24 January 2017 by lberuti
BRITEL ( BT Group Plc ) delivered a double blow to investors. It revealed that the impact of an accounting scandal in its Italian business is nearly four times worse than originally thought. From £145mln, the write down has now ballooned to £530mln. As bad as the news was, it was not the worst though! The company also issued a profit warning for this year and next, as it has begun to factor in the impact of Brexit. While individual consumers are holding up well, the UK’s decision to leave the European Union is translating into weaker demand from public sector customers in the UK and big multinationals overseas. To maintain the dividend, tough decisions will have to be made given BRITEL’s upcoming obligations on pension payments and the prospect of more intense competition for its British consumer business, now that pay-TV leader Sky Plc is offering mobile services and Virgin Media is building more fibre lines.
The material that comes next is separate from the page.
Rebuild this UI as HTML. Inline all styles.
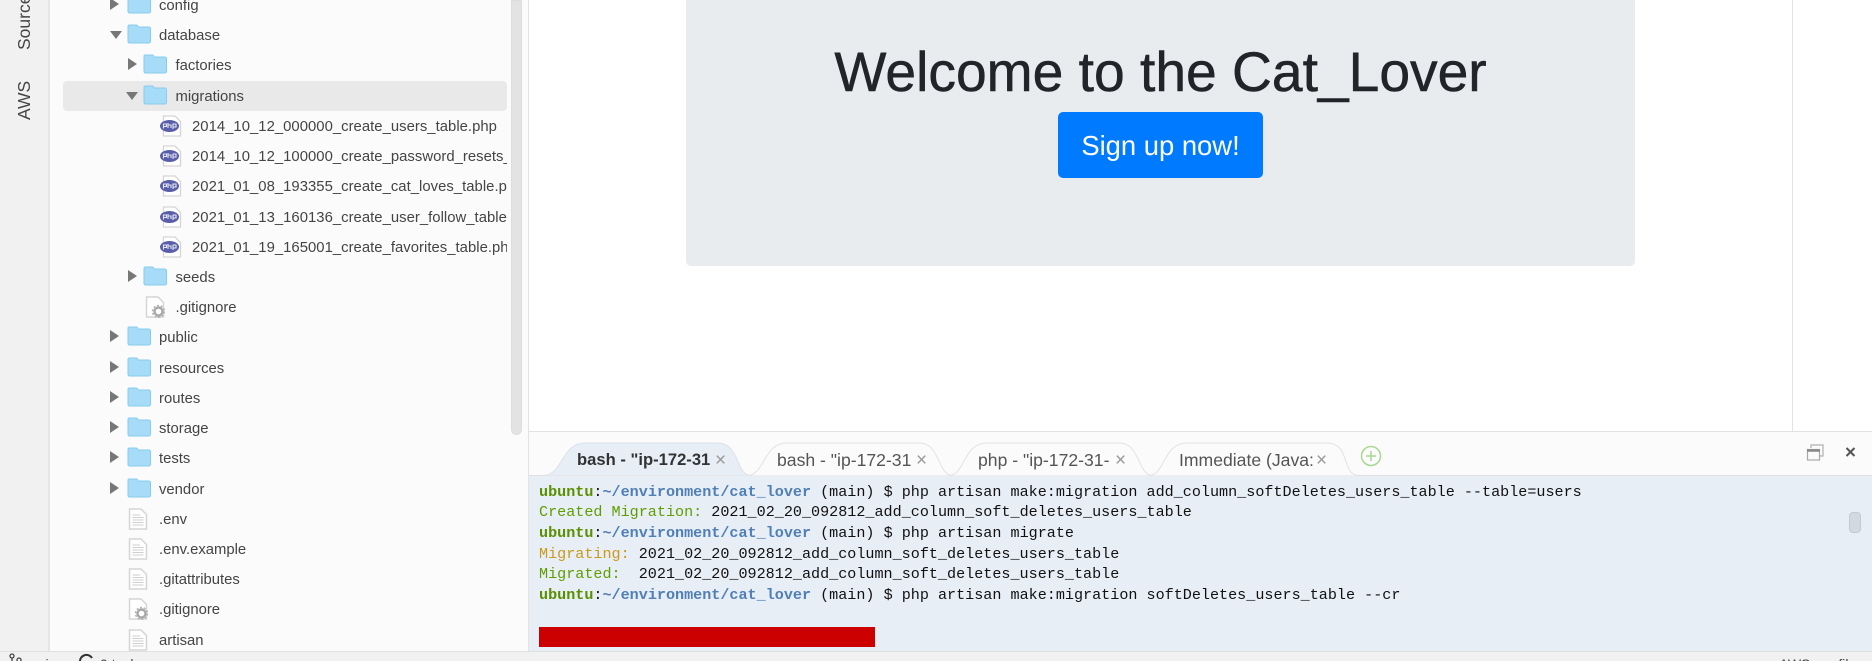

In light of these challenges, investors knocked the stock by almost 18% and pushed BRITEL’s 5-year risk premium 9bps wider, making it one of the only names wider in the European investment grade universe.
Meanwhile, the broader credit market resumed normal service after a couple of days of weakness. All credit indices closed at tighter levels today, with iTraxx Subordinated leading the charge (-10bps at 202.5bps, which is the tightest level of the current series).